** Dataset section **
★ ★ ★ ★ ★

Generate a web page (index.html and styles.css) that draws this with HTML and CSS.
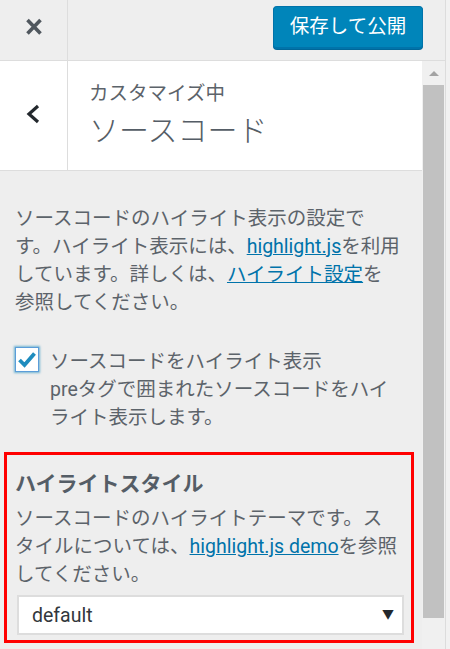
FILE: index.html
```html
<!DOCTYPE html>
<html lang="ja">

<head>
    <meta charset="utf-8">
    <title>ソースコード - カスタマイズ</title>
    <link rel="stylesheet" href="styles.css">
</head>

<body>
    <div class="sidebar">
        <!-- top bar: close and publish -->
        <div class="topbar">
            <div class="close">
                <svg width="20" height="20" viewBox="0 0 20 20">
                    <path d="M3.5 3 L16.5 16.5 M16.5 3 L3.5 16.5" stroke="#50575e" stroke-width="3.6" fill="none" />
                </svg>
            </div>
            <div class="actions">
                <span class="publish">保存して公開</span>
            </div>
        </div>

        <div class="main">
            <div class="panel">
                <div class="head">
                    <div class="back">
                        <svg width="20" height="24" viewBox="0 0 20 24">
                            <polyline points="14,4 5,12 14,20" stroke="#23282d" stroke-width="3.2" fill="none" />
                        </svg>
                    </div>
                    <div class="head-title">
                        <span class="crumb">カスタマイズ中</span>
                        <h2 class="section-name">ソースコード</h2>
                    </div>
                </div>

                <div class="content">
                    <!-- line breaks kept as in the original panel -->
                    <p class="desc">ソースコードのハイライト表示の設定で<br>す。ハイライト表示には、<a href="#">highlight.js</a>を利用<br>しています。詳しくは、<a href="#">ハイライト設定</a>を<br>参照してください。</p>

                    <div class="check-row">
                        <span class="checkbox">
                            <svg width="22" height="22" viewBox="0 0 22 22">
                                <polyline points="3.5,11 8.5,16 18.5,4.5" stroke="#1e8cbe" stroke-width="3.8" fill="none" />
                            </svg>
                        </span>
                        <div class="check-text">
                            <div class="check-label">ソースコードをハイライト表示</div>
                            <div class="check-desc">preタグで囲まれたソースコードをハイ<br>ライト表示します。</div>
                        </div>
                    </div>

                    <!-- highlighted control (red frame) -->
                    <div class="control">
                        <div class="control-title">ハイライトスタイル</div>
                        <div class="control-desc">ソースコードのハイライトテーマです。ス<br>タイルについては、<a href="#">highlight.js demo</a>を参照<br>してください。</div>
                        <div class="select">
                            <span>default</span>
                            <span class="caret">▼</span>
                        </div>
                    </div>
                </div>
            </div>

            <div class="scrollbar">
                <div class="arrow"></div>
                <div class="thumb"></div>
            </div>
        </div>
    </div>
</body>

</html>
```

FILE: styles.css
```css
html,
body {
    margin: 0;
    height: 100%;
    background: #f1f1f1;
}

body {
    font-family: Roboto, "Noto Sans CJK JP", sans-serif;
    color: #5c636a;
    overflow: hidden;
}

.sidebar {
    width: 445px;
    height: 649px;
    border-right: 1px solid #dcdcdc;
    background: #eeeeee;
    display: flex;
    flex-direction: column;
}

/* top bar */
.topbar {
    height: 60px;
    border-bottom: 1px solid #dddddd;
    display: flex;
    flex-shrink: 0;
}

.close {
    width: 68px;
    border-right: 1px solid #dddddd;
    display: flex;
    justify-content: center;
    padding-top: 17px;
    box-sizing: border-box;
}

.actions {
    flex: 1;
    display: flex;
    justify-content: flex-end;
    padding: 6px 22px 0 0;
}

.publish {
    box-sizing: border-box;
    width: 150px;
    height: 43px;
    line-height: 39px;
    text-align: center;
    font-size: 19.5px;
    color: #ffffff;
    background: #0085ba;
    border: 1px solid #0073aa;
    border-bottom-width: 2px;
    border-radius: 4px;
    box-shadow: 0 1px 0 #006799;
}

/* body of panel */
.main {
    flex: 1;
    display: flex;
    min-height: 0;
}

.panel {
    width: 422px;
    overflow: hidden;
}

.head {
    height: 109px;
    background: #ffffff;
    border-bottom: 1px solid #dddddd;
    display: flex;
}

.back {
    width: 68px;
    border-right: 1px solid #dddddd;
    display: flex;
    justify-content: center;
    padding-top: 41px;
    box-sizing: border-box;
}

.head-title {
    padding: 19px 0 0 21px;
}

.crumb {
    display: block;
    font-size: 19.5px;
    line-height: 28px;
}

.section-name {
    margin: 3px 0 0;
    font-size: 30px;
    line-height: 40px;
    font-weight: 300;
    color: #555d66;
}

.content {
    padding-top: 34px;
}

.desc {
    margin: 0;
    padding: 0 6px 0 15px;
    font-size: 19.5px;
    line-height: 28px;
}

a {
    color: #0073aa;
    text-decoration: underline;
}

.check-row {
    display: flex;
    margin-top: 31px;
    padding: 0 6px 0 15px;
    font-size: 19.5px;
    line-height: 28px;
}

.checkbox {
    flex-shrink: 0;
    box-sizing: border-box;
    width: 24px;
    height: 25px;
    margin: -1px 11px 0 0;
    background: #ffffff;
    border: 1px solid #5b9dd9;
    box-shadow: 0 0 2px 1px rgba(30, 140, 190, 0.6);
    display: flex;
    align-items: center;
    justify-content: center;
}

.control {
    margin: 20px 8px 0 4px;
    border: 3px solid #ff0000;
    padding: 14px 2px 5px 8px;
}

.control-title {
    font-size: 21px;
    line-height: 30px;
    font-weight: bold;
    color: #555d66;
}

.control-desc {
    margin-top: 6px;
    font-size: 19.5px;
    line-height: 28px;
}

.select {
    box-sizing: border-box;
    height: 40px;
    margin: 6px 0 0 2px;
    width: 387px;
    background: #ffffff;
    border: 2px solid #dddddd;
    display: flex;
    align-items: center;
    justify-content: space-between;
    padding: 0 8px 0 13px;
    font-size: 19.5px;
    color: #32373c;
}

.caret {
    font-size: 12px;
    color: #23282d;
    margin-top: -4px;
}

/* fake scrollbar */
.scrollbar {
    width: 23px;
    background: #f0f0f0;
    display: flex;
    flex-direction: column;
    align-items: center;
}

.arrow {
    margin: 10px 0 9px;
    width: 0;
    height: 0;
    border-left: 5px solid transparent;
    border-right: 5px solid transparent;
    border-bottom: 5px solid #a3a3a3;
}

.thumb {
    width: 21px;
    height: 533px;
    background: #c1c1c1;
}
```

★ ★ ★ ★ ★

** Set exercise **
Exclude the pictures, and transcribe all of the material exactly.

** Full response **
Generate a web page (index.html and styles.css) that draws this with HTML and CSS.
FILE: index.html
```html
<!DOCTYPE html>
<html lang="ja">

<head>
    <meta charset="utf-8">
    <title>ソースコード - カスタマイズ</title>
    <link rel="stylesheet" href="styles.css">
</head>

<body>
    <div class="sidebar">
        <!-- top bar: close and publish -->
        <div class="topbar">
            <div class="close">
                <svg width="20" height="20" viewBox="0 0 20 20">
                    <path d="M3.5 3 L16.5 16.5 M16.5 3 L3.5 16.5" stroke="#50575e" stroke-width="3.6" fill="none" />
                </svg>
            </div>
            <div class="actions">
                <span class="publish">保存して公開</span>
            </div>
        </div>

        <div class="main">
            <div class="panel">
                <div class="head">
                    <div class="back">
                        <svg width="20" height="24" viewBox="0 0 20 24">
                            <polyline points="14,4 5,12 14,20" stroke="#23282d" stroke-width="3.2" fill="none" />
                        </svg>
                    </div>
                    <div class="head-title">
                        <span class="crumb">カスタマイズ中</span>
                        <h2 class="section-name">ソースコード</h2>
                    </div>
                </div>

                <div class="content">
                    <!-- line breaks kept as in the original panel -->
                    <p class="desc">ソースコードのハイライト表示の設定で<br>す。ハイライト表示には、<a href="#">highlight.js</a>を利用<br>しています。詳しくは、<a href="#">ハイライト設定</a>を<br>参照してください。</p>

                    <div class="check-row">
                        <span class="checkbox">
                            <svg width="22" height="22" viewBox="0 0 22 22">
                                <polyline points="3.5,11 8.5,16 18.5,4.5" stroke="#1e8cbe" stroke-width="3.8" fill="none" />
                            </svg>
                        </span>
                        <div class="check-text">
                            <div class="check-label">ソースコードをハイライト表示</div>
                            <div class="check-desc">preタグで囲まれたソースコードをハイ<br>ライト表示します。</div>
                        </div>
                    </div>

                    <!-- highlighted control (red frame) -->
                    <div class="control">
                        <div class="control-title">ハイライトスタイル</div>
                        <div class="control-desc">ソースコードのハイライトテーマです。ス<br>タイルについては、<a href="#">highlight.js demo</a>を参照<br>してください。</div>
                        <div class="select">
                            <span>default</span>
                            <span class="caret">▼</span>
                        </div>
                    </div>
                </div>
            </div>

            <div class="scrollbar">
                <div class="arrow"></div>
                <div class="thumb"></div>
            </div>
        </div>
    </div>
</body>

</html>
```

FILE: styles.css
```css
html,
body {
    margin: 0;
    height: 100%;
    background: #f1f1f1;
}

body {
    font-family: Roboto, "Noto Sans CJK JP", sans-serif;
    color: #5c636a;
    overflow: hidden;
}

.sidebar {
    width: 445px;
    height: 649px;
    border-right: 1px solid #dcdcdc;
    background: #eeeeee;
    display: flex;
    flex-direction: column;
}

/* top bar */
.topbar {
    height: 60px;
    border-bottom: 1px solid #dddddd;
    display: flex;
    flex-shrink: 0;
}

.close {
    width: 68px;
    border-right: 1px solid #dddddd;
    display: flex;
    justify-content: center;
    padding-top: 17px;
    box-sizing: border-box;
}

.actions {
    flex: 1;
    display: flex;
    justify-content: flex-end;
    padding: 6px 22px 0 0;
}

.publish {
    box-sizing: border-box;
    width: 150px;
    height: 43px;
    line-height: 39px;
    text-align: center;
    font-size: 19.5px;
    color: #ffffff;
    background: #0085ba;
    border: 1px solid #0073aa;
    border-bottom-width: 2px;
    border-radius: 4px;
    box-shadow: 0 1px 0 #006799;
}

/* body of panel */
.main {
    flex: 1;
    display: flex;
    min-height: 0;
}

.panel {
    width: 422px;
    overflow: hidden;
}

.head {
    height: 109px;
    background: #ffffff;
    border-bottom: 1px solid #dddddd;
    display: flex;
}

.back {
    width: 68px;
    border-right: 1px solid #dddddd;
    display: flex;
    justify-content: center;
    padding-top: 41px;
    box-sizing: border-box;
}

.head-title {
    padding: 19px 0 0 21px;
}

.crumb {
    display: block;
    font-size: 19.5px;
    line-height: 28px;
}

.section-name {
    margin: 3px 0 0;
    font-size: 30px;
    line-height: 40px;
    font-weight: 300;
    color: #555d66;
}

.content {
    padding-top: 34px;
}

.desc {
    margin: 0;
    padding: 0 6px 0 15px;
    font-size: 19.5px;
    line-height: 28px;
}

a {
    color: #0073aa;
    text-decoration: underline;
}

.check-row {
    display: flex;
    margin-top: 31px;
    padding: 0 6px 0 15px;
    font-size: 19.5px;
    line-height: 28px;
}

.checkbox {
    flex-shrink: 0;
    box-sizing: border-box;
    width: 24px;
    height: 25px;
    margin: -1px 11px 0 0;
    background: #ffffff;
    border: 1px solid #5b9dd9;
    box-shadow: 0 0 2px 1px rgba(30, 140, 190, 0.6);
    display: flex;
    align-items: center;
    justify-content: center;
}

.control {
    margin: 20px 8px 0 4px;
    border: 3px solid #ff0000;
    padding: 14px 2px 5px 8px;
}

.control-title {
    font-size: 21px;
    line-height: 30px;
    font-weight: bold;
    color: #555d66;
}

.control-desc {
    margin-top: 6px;
    font-size: 19.5px;
    line-height: 28px;
}

.select {
    box-sizing: border-box;
    height: 40px;
    margin: 6px 0 0 2px;
    width: 387px;
    background: #ffffff;
    border: 2px solid #dddddd;
    display: flex;
    align-items: center;
    justify-content: space-between;
    padding: 0 8px 0 13px;
    font-size: 19.5px;
    color: #32373c;
}

.caret {
    font-size: 12px;
    color: #23282d;
    margin-top: -4px;
}

/* fake scrollbar */
.scrollbar {
    width: 23px;
    background: #f0f0f0;
    display: flex;
    flex-direction: column;
    align-items: center;
}

.arrow {
    margin: 10px 0 9px;
    width: 0;
    height: 0;
    border-left: 5px solid transparent;
    border-right: 5px solid transparent;
    border-bottom: 5px solid #a3a3a3;
}

.thumb {
    width: 21px;
    height: 533px;
    background: #c1c1c1;
}
```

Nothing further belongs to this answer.